It seems I’ve been writing virtually nonstop for the past two months about death, war, privation, political hypocrisy and human cruelty. That’s why it’s almost a breath of fresh air to write about something personal, very personal: my eldest son starts kindergarten tomorrow.
I don’t know who’s feeling more trepidatious, Jonah or us. He hasn’t expressed any overt anxiety about the milestone. In fact, we believe he’s more than ready for the challenge. He’s the sort of kid who thrives on such challenges. He’s outgoing, creative and inquisitive. New environments don’t phase him much. But how else do you explain a child who’s not tried to sleep with us since he was an itty bitty baby, suddenly snuggling in bed with mommy in the middle of the night several nights in a row? My wife just called me up from the computer to see him curled up and sleeping in the very corner of our bed.
Jonah has always been precious to us since we’re older parents who required an egg donor fertility procedure to have him in the first place. But when you see something like that it makes him even more precious. You just want to take him in your arms and cuddle with him saying: “It will be all right sweetie. I swear it will.” Of course, he was sound asleep when I carried him back to his bed. I know my wife half wanted to have him sleep next to her all night as a way to compensate for whatever worries he might be feeling about the upcoming transition.
So tomorrow I get to wake up early (I’m usually writing this blog till 2 or 3 AM), pack Jonah and my wife into the car and haul him off to his first day of kindergarten. He’ll be going to TOPS, a Seattle alternative school. It is one of Seattle’s better K-8 schools with an excellent reputation for teaching, parental involvement and innovative programming.
When he got in we thought we’d won the lottery. That’s literally the way this particular school admits its students–by lottery. I don’t know how many applicants there were but it must’ve been in the thousands. Only 17 new students were chosen. And Jonah was one. How lucky!

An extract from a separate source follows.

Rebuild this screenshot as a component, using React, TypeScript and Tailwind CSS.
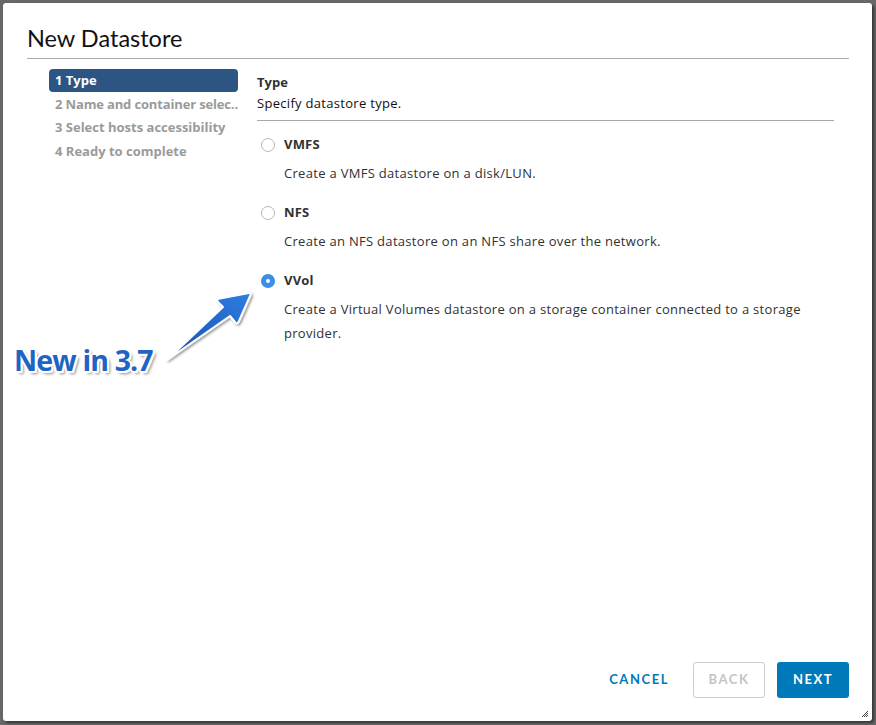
import React from "react";

const body = "font-['Open_Sans',sans-serif]";

function Radio({ checked }: { checked?: boolean }) {
  if (checked) {
    return (
      <span className="flex h-[14px] w-[14px] items-center justify-center rounded-full bg-[#3a8ee6]">
        <span className="h-[4px] w-[4px] rounded-full bg-white" />
      </span>
    );
  }
  return <span className="h-[14px] w-[14px] rounded-full border border-[#b8b8b8] bg-white" />;
}

function Option({ label, desc, checked }: { label: string; desc: React.ReactNode; checked?: boolean }) {
  return (
    <div className="flex flex-col">
      <div className="flex h-[24px] items-center">
        <div className="flex w-[27px] items-center pl-[4px]">
          <Radio checked={checked} />
        </div>
        <span className="text-[13px] font-bold tracking-[0.2px] text-[#313131]">{label}</span>
      </div>
      <div className="mt-[4px] pl-[27px] text-[13px] leading-[24px] tracking-[0.3px] text-[#313131]">{desc}</div>
    </div>
  );
}

export default function App() {
  return (
    <div className={`${body} relative flex h-[725px] w-[876px] bg-[#686868] p-[3px] pr-[4px] pb-[4px]`}>
      <div className="relative flex flex-1 flex-col rounded-[3px] bg-white pl-[24px] pr-[23px] pb-[23px] shadow-[2px_2px_3px_rgba(0,0,0,0.5)]">
        {/* Header */}
        <div className="pt-[19px]">
          <div className="h-[32px] font-['Lato',sans-serif] text-[23.5px] leading-[32px] text-[#111]">New Datastore</div>
          <div className="mt-[4px] border-b border-[#a8a8a8]" />
        </div>

        {/* Body */}
        <div className="flex flex-1 pt-[10px]">
          <nav className="ml-[22px] flex w-[189px] flex-col">
            <div className="flex h-[23px] items-center rounded-[4px] bg-[#2d5583] px-[6px] text-[13px] font-bold text-white">
              1 Type
            </div>
            <div className="flex h-[24px] items-center whitespace-nowrap pl-[6px] pt-[1px] text-[13px] font-bold tracking-[-0.15px] text-[#9a9a9a]">
              2 Name and container selec..
            </div>
            <div className="flex h-[24px] items-center whitespace-nowrap px-[6px] text-[13px] font-bold text-[#9a9a9a]">
              3 Select hosts accessibility
            </div>
            <div className="flex h-[24px] items-center px-[6px] text-[13px] font-bold text-[#9a9a9a]">
              4 Ready to complete
            </div>
          </nav>

          <div className="ml-[19px] mr-[15px] flex flex-1 flex-col pt-[3px]">
            <div className="border-b border-[#a8a8a8] pb-[6px]">
              <div className="flex h-[22px] items-center text-[13px] font-bold text-[#313131]">Type</div>
              <div className="flex h-[20px] items-center text-[13px] tracking-[0.3px] text-[#111]">Specify datastore type.</div>
            </div>
            <div className="mt-[12px] flex flex-col gap-[16px]">
              <Option label="VMFS" desc="Create a VMFS datastore on a disk/LUN." />
              <Option label="NFS" desc="Create an NFS datastore on an NFS share over the network." />
              <Option
                label="VVol"
                checked
                desc={
                  <>
                    Create a Virtual Volumes datastore on a storage container connected to a storage
                    <br />
                    provider.
                  </>
                }
              />
            </div>
          </div>
        </div>

        {/* Footer */}
        <div className="flex items-center justify-end gap-[12px]">
          <button className="h-[36px] px-[12px] font-['Lato',sans-serif] text-[13px] font-bold tracking-[0.12em] text-[#0079b8]">CANCEL</button>
          <button className="h-[36px] w-[72px] rounded-[3px] border border-[#cccccc] font-['Lato',sans-serif] text-[13px] font-bold tracking-[0.12em] text-[#c4c4c4]">
            BACK
          </button>
          <button className="h-[36px] w-[72px] rounded-[3px] bg-[#0079b8] font-['Lato',sans-serif] text-[13px] font-bold tracking-[0.12em] text-white">
            NEXT
          </button>
        </div>

        {/* resize grip */}
        <svg className="absolute bottom-[3px] right-[3px]" width="8" height="8" viewBox="0 0 8 8">
          <path d="M7 1 L1 7 M7 3 L3 7 M7 5 L5 7" stroke="#444" strokeWidth="1" />
        </svg>
      </div>

      {/* Annotation */}
      <div className="absolute left-[14px] top-[339px] font-['Open_Sans',sans-serif] text-[28.5px] font-bold leading-[42px] tracking-[-0.03em] text-[#1f64c4] [text-shadow:0_0_2px_#fff,1px_1px_0_#fff,-1px_-1px_0_#fff,1px_-1px_0_#fff,-1px_1px_0_#fff,2px_2px_0_#fff,2px_0_0_#fff,0_2px_0_#fff,-2px_0_0_#fff,0_-2px_0_#fff,3px_3px_3px_rgba(0,0,0,0.45)]">
        New in 3.7
      </div>
      <svg className="absolute left-[160px] top-[285px]" width="100" height="85" viewBox="0 0 100 85">
        <defs>
          <linearGradient id="ag" x1="0" y1="1" x2="1" y2="0">
            <stop offset="0" stopColor="#1a4fae" />
            <stop offset="1" stopColor="#2f7de2" />
          </linearGradient>
          <filter id="sh" x="-20%" y="-20%" width="140%" height="140%">
            <feDropShadow dx="1.5" dy="1.5" stdDeviation="1.2" floodColor="#000" floodOpacity="0.4" />
          </filter>
        </defs>
        <path
          d="M7 75 L63 22 L58 17 Q56 14 60 13.5 L89 8 Q91 8 90.5 10 L79 36 Q77 40 75 37 L70 31 Z"
          fill="url(#ag)"
          stroke="#fff"
          strokeWidth="2"
          strokeLinejoin="round"
          filter="url(#sh)"
        />
      </svg>
    </div>
  );
}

I remember back a few months when we first found out he’d been selected. We were going through a particularly bad streak of luck. My wife had a detached retina which scared the living daylight out of her since she’s a lawyer to whom her eyesight is critical in her line of work. She had a bad patch at her job and we were contemplating having to move back to New York City (where we both grew up) in order to find legal work appropriate for her senior litigation background. Things just weren’t looking good. Each day we had to face new things about Seattle which we loved and which we’d miss when we moved back to NY. We thought sadly about selling a house we’ve loved; about losing our beloved kid-friendly parks like Madrona Beach and Volunteer Park; about losing our perfect NW summers. It was all so heart-rending.
That’s why Jonah’s acceptance at TOPS came like a bolt of lightning out of the blue. We thought: “Is this some kind of attempt to ameliorate our suffering just a bit by giving us at least one single silver lining amidst all those clouds?” Of course, at that time we weren’t even certain Jonah would get to go to TOPS since we were teetering on the brink of leaving.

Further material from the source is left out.